Its return-on-equity (ROE) reflects growth potential. Hartford Financial’s trailing 12-month ROE of 12.4% compares favorably with the industry average of 9.6%, thereby reflecting its efficiency in using its shareholders’ funds.

HIG also continues to gain leverage from small commercial new business and Middle market new businesses.

The insurer has a market capital of $23.75 billion. HIG has an impressive VGM Score  of A. Here V stands for Value, G for Growth and M for Momentum with the score being a weighted combination of all three factors.

The multiline insurance player came up with a trailing four-quarter surprise of 34.6%, on average. Its earnings beat estimates on three occasions and missed the mark once.

HIG runs its business through The Commercial Lines and The Personal Lines segments, each contributing 50.7% and 14.5% to its revenues, respectively.


Let’s analyze the factors that make this stock a compelling choice for investors right now.

Hartford Financial’s buyouts and divestitures have helped it grow over the past few years. HIG is vending non-core businesses to concentrate on its U.S. operations and enhance its operating leverage.

HIG recently sold its Navigators Holdings (Europe) NV and subsidiaries to Premia Holdings, Bermuda domiciled legacy reinsurer. The deal was closed on Dec 29, 2021, after being approved by the National Bank of Belgium and the Commissariat Aux Assurances in Luxemburg.

Apart from lowering expenses, boosting profitability and improving its shareholders’ returns, Hartford Financial is enhancing its financial flexibility by freeing up more capital through divestitures.

Moreover, HIG has been driving its portfolio and enhancing its capabilities through acquisitions. In 2019, Hartford Financial closed the buyout of Navigators Group, a specialty insurer for a deal value of $2.1 billion. The move helped HIG expand its product offerings and geographic reach plus strengthen its commercial business lines.

This multiline insurer has been taking restructuring measures for a while to curb expenses. Hartford Financial took measures to cut down on costs by $540 million within 2022 and $625 million in 2023. Management said that HIG achieved $423 million of expense savings through 2021.

Hartford Financial’s solvency position should instill investor’s confidence in the stock. Total debt is 27.7% (almost unchanged from the sequential figure) of its total equity, lower than the industry average of 38.3%. HIG exited 2021 with cash and investments of $1.9 billion.

On the back of its balance sheet strength, Hartford Financial continues its capital management strategy through dividend hikes and share buybacks. Management announced that HIG increased its share repurchase authorization by $500 million, thus bringing the plan through 2022 to $3 billion.
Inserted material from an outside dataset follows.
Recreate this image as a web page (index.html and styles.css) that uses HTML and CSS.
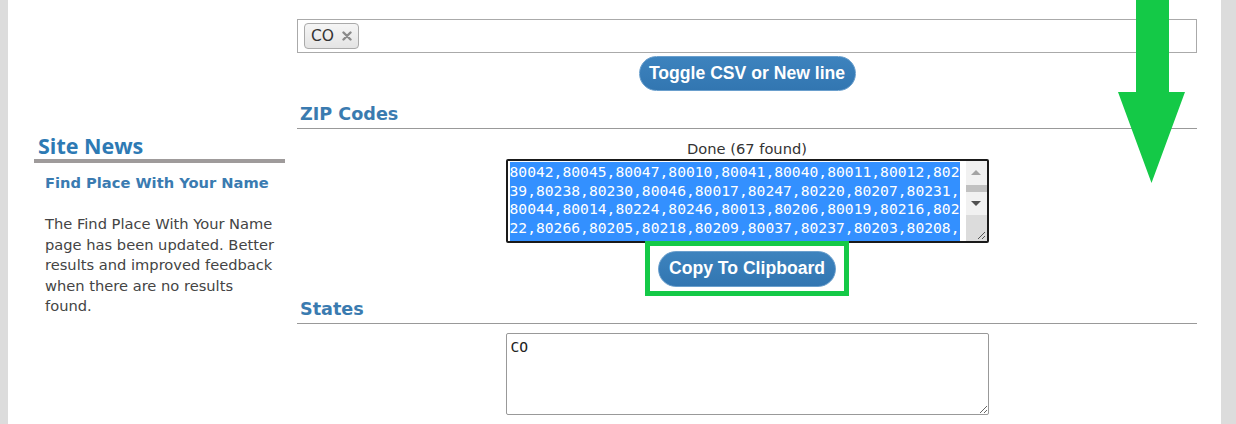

As of Dec 31, 2021, HIG had $1.3 billion of share repurchase authorization remaining.

Shares of Hartford Financial have gained 3.5% in a year against the industry’s decline of 8.6%. HIG currently carries a Zacks Rank #3 (Hold).

Zacks Investment Research
Image Source: Zacks Investment Research

Stocks to Consider

Some better-ranked stocks in the insurance space are Horace Mann Educators Corporation (HMN - Free Report) , Old Republic International Corporation (ORI - Free Report) and CNO Financial Group, Inc. (CNO - Free Report) . While Horace Mann sports a Zacks Rank #1 (Strong Buy), Old Republic International and CNO Financial carry a Zacks Rank #2 (Buy) at present. You can see the complete list of today’s Zacks #1 Rank stocks here.

Horace Mann’s earnings surpassed estimates in each of the last four quarters, the average being 22.80%. The Zacks Consensus Estimate for HMN’s 2022 earnings suggests an improvement of 1.1%, while the same for revenues suggests growth of 1% from the respective year-ago reported figures.

The bottom line of Old Republic International outpaced earnings estimates in all the last four quarters, the average being 38.74%. The Zacks Consensus Estimate for ORI’s 2022 revenues suggests an improvement of 0.80% from the year-ago reported figure. The consensus estimate for 2022 earnings has been revised 3.7% upward in the past 60 days. ORI has a VGM Score of B.

CNO Financial’s earnings surpassed estimates in each of the trailing four quarters, the average being 25.48%. The Zacks Consensus Estimate for CNO’s 2022 earnings has moved 0.8% north in the past 30 days. CNO boasts a VGM Score of B.

Shares of HMN have lost 5% in a year's time, while the stocks of CNO and ORI have gained 1.9% and 17.6%.